EH: I have one more question – it’s about notation. You are fascinated with Meredith Monk, and transcribing. So out of curiosity, a genuinely open question – is notation an active medium for you? Does notation enable composition?
KA: I think it’s changed a bit over the years but I was trained in notation, so I do think in notation first. If I was on a train, and something came in to my mind, I’d write it down; I would always notate it – when composing I always notate. When working on a You Are Wolf song I will work like that but I cannot do it all like that; so I guess that’s more like a band – write down bits and bobs. Sometimes just an interlocking rhythm pattern. And the best way for me to understand it is to see it written down. So I do think like that; I know with Juice Vocal Ensemble we wanted to work like a band – collectively. But we always just end up writing it and bringing it back. It reflects the way we trained.
EH: My epiphany at university was discovering early music – motets and so on and discovering other ways of writing music than, say, sonata form. And I liked Cage’s early work for the same reason – different structures.

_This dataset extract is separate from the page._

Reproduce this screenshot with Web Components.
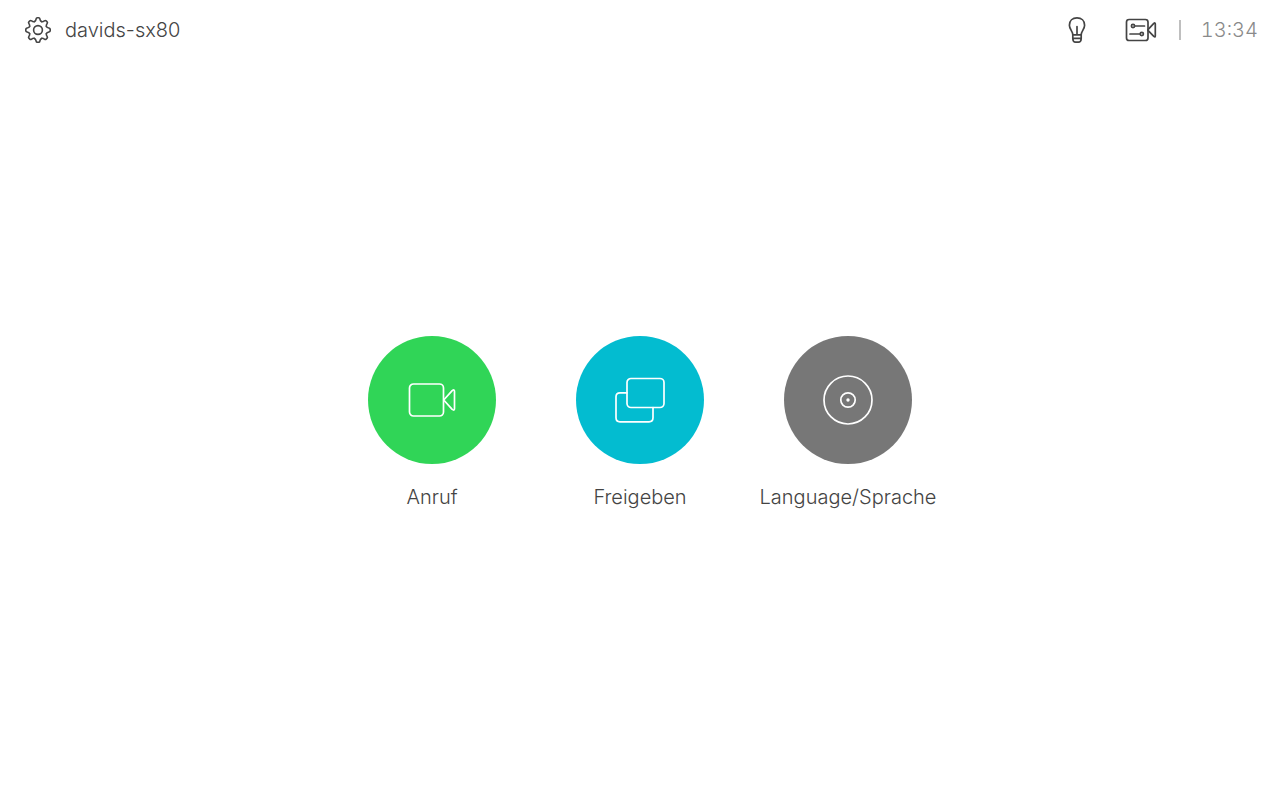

But this idea of a motet you write music in ways that are really extreme – a piece of chant stretched out and you hear one note every thirty seconds – somehow almost architectural I find that interesting. In the back of my mind I’m thinking are there musical forms or processes that you can only achieve through notation?
KA: I’m often at the piano making chords and I’ll have to write them down. It is a mixture; sometimes when I’m writing tonal material I’ll just record things in. But generally – whenever any interlocking pattern is involved, for example – I will have to write things down. I can’t really think if any of my work is made by the notation. It’s an interesting question though.